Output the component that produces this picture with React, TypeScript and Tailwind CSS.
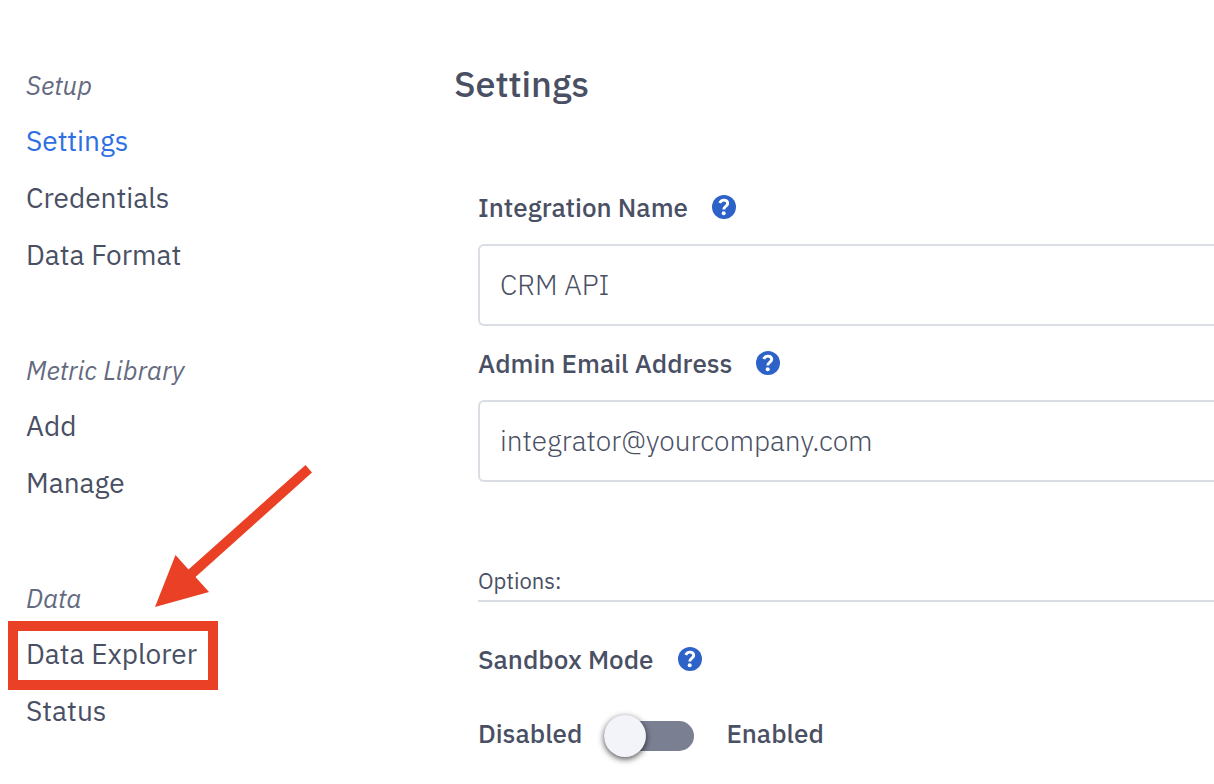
import { useState } from "react";

type NavItem = { label: string; active?: boolean; marked?: boolean };

const NAV: { title: string; items: NavItem[] }[] = [
  {
    title: "Setup",
    items: [
      { label: "Settings", active: true },
      { label: "Credentials" },
      { label: "Data Format" },
    ],
  },
  { title: "Metric Library", items: [{ label: "Add" }, { label: "Manage" }] },
  {
    title: "Data",
    items: [{ label: "Data Explorer", marked: true }, { label: "Status" }],
  },
];

export default function App() {
  return (
    <div className="flex min-h-screen overflow-hidden bg-white pt-14 font-['IBM_Plex_Sans',Roboto,sans-serif] text-[#4a5064]">
      <Sidebar />
      <main className="min-w-0 flex-1">
        <h1 className="pb-0.5 text-4xl leading-[55px] font-medium">Settings</h1>
        <form className="mt-[57px] pl-6">
          <TextField id="name" label="Integration Name" value="CRM API" />
          <TextField
            id="email"
            label="Admin Email Address"
            value="integrator@yourcompany.com"
          />
          <h2 className="mt-20 h-10 border-b-2 border-[#dadde4] text-[22px] leading-[38px]">
            Options:
          </h2>
          <SandboxMode />
        </form>
      </main>
    </div>
  );
}

function Sidebar() {
  return (
    <nav className="flex w-[454px] shrink-0 flex-col gap-[57px] pl-[26px]">
      {NAV.map((section) => (
        <section key={section.title}>
          <h2 className="pt-0.5 text-[26px] leading-[55px] text-[#646a80] italic">
            {section.title}
          </h2>
          <ul>
            {section.items.map((item) => (
              <li
                key={item.label}
                className="relative pb-0.5 text-[28px] leading-[55px]"
              >
                <a href="#" className={item.active ? "text-[#2f6fe4]" : ""}>
                  {item.label}
                </a>
                {item.marked && <Marker />}
              </li>
            ))}
          </ul>
        </section>
      ))}
    </nav>
  );
}

/* Red frame and arrow over a menu item */
function Marker() {
  return (
    <div className="pointer-events-none absolute -top-[5px] -left-[18px] h-[69px] w-[210px] border-10 border-[#ea4025]">
      <svg
        className="absolute -top-[166px] left-[137px] h-[142px] w-[158px]"
        viewBox="155 465 158 142"
        fill="#ea4025"
        aria-hidden="true"
      >
        <path d="M155 607L175.5 555L188.5 569.5L305.5 465L312 472.5L195.5 577L209 592Z" />
      </svg>
    </div>
  );
}

function HelpButton({ topic }: { topic: string }) {
  return (
    <button type="button" aria-label={`Help: ${topic}`}>
      <svg className="size-6" viewBox="0 0 24 24" aria-hidden="true">
        <circle cx="12" cy="12" r="12" fill="#2d63c8" />
        <path
          d="M7.8 8C8.5 6 10 5.1 11.9 5.1C14.2 5.1 15.7 6.5 15.7 8.5C15.7 11.2 11.7 11 11.7 14.6"
          fill="none"
          stroke="#fff"
          strokeWidth="2.9"
        />
        <circle cx="11.7" cy="18.2" r="2" fill="#fff" />
      </svg>
    </button>
  );
}

function TextField({
  id,
  label,
  value,
}: {
  id: string;
  label: string;
  value: string;
}) {
  return (
    <div>
      <div className="flex h-[74px] items-center gap-6">
        <label htmlFor={id} className="text-[26px] font-medium">
          {label}
        </label>
        <HelpButton topic={label} />
      </div>
      <input
        id={id}
        type="text"
        defaultValue={value}
        className="block h-[82px] w-full rounded-l-md border-2 border-r-0 border-[#dadde4] bg-white px-5 pb-0.5 text-[28px] font-light outline-none"
      />
    </div>
  );
}

function SandboxMode() {
  const [enabled, setEnabled] = useState(false);

  return (
    <div className="mt-5 text-[26px] font-medium">
      <div className="flex h-[74px] items-center gap-6">
        <label htmlFor="sandbox">Sandbox Mode</label>
        <HelpButton topic="Sandbox Mode" />
      </div>
      <div className="flex h-20 items-center">
        <span className="pb-1.5">Disabled</span>
        <input
          id="sandbox"
          type="checkbox"
          role="switch"
          checked={enabled}
          onChange={(e) => setEnabled(e.target.checked)}
          className="mr-8 ml-[22px] flex h-[30px] w-[90px] appearance-none items-center rounded-full bg-[#7b7f92] before:size-[42px] before:shrink-0 before:rounded-full before:bg-[#f3f4f9] before:shadow-[0_2px_6px_rgba(0,0,0,0.7)] checked:justify-end checked:bg-[#2d63c8]"
        />
        <span className="pb-1.5">Enabled</span>
      </div>
    </div>
  );
}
-.-.-
Without including any pictures, reproduce the listing exactly.

Output the component that produces this picture with React, TypeScript and Tailwind CSS.
import { useState } from "react";

type NavItem = { label: string; active?: boolean; marked?: boolean };

const NAV: { title: string; items: NavItem[] }[] = [
  {
    title: "Setup",
    items: [
      { label: "Settings", active: true },
      { label: "Credentials" },
      { label: "Data Format" },
    ],
  },
  { title: "Metric Library", items: [{ label: "Add" }, { label: "Manage" }] },
  {
    title: "Data",
    items: [{ label: "Data Explorer", marked: true }, { label: "Status" }],
  },
];

export default function App() {
  return (
    <div className="flex min-h-screen overflow-hidden bg-white pt-14 font-['IBM_Plex_Sans',Roboto,sans-serif] text-[#4a5064]">
      <Sidebar />
      <main className="min-w-0 flex-1">
        <h1 className="pb-0.5 text-4xl leading-[55px] font-medium">Settings</h1>
        <form className="mt-[57px] pl-6">
          <TextField id="name" label="Integration Name" value="CRM API" />
          <TextField
            id="email"
            label="Admin Email Address"
            value="integrator@yourcompany.com"
          />
          <h2 className="mt-20 h-10 border-b-2 border-[#dadde4] text-[22px] leading-[38px]">
            Options:
          </h2>
          <SandboxMode />
        </form>
      </main>
    </div>
  );
}

function Sidebar() {
  return (
    <nav className="flex w-[454px] shrink-0 flex-col gap-[57px] pl-[26px]">
      {NAV.map((section) => (
        <section key={section.title}>
          <h2 className="pt-0.5 text-[26px] leading-[55px] text-[#646a80] italic">
            {section.title}
          </h2>
          <ul>
            {section.items.map((item) => (
              <li
                key={item.label}
                className="relative pb-0.5 text-[28px] leading-[55px]"
              >
                <a href="#" className={item.active ? "text-[#2f6fe4]" : ""}>
                  {item.label}
                </a>
                {item.marked && <Marker />}
              </li>
            ))}
          </ul>
        </section>
      ))}
    </nav>
  );
}

/* Red frame and arrow over a menu item */
function Marker() {
  return (
    <div className="pointer-events-none absolute -top-[5px] -left-[18px] h-[69px] w-[210px] border-10 border-[#ea4025]">
      <svg
        className="absolute -top-[166px] left-[137px] h-[142px] w-[158px]"
        viewBox="155 465 158 142"
        fill="#ea4025"
        aria-hidden="true"
      >
        <path d="M155 607L175.5 555L188.5 569.5L305.5 465L312 472.5L195.5 577L209 592Z" />
      </svg>
    </div>
  );
}

function HelpButton({ topic }: { topic: string }) {
  return (
    <button type="button" aria-label={`Help: ${topic}`}>
      <svg className="size-6" viewBox="0 0 24 24" aria-hidden="true">
        <circle cx="12" cy="12" r="12" fill="#2d63c8" />
        <path
          d="M7.8 8C8.5 6 10 5.1 11.9 5.1C14.2 5.1 15.7 6.5 15.7 8.5C15.7 11.2 11.7 11 11.7 14.6"
          fill="none"
          stroke="#fff"
          strokeWidth="2.9"
        />
        <circle cx="11.7" cy="18.2" r="2" fill="#fff" />
      </svg>
    </button>
  );
}

function TextField({
  id,
  label,
  value,
}: {
  id: string;
  label: string;
  value: string;
}) {
  return (
    <div>
      <div className="flex h-[74px] items-center gap-6">
        <label htmlFor={id} className="text-[26px] font-medium">
          {label}
        </label>
        <HelpButton topic={label} />
      </div>
      <input
        id={id}
        type="text"
        defaultValue={value}
        className="block h-[82px] w-full rounded-l-md border-2 border-r-0 border-[#dadde4] bg-white px-5 pb-0.5 text-[28px] font-light outline-none"
      />
    </div>
  );
}

function SandboxMode() {
  const [enabled, setEnabled] = useState(false);

  return (
    <div className="mt-5 text-[26px] font-medium">
      <div className="flex h-[74px] items-center gap-6">
        <label htmlFor="sandbox">Sandbox Mode</label>
        <HelpButton topic="Sandbox Mode" />
      </div>
      <div className="flex h-20 items-center">
        <span className="pb-1.5">Disabled</span>
        <input
          id="sandbox"
          type="checkbox"
          role="switch"
          checked={enabled}
          onChange={(e) => setEnabled(e.target.checked)}
          className="mr-8 ml-[22px] flex h-[30px] w-[90px] appearance-none items-center rounded-full bg-[#7b7f92] before:size-[42px] before:shrink-0 before:rounded-full before:bg-[#f3f4f9] before:shadow-[0_2px_6px_rgba(0,0,0,0.7)] checked:justify-end checked:bg-[#2d63c8]"
        />
        <span className="pb-1.5">Enabled</span>
      </div>
    </div>
  );
}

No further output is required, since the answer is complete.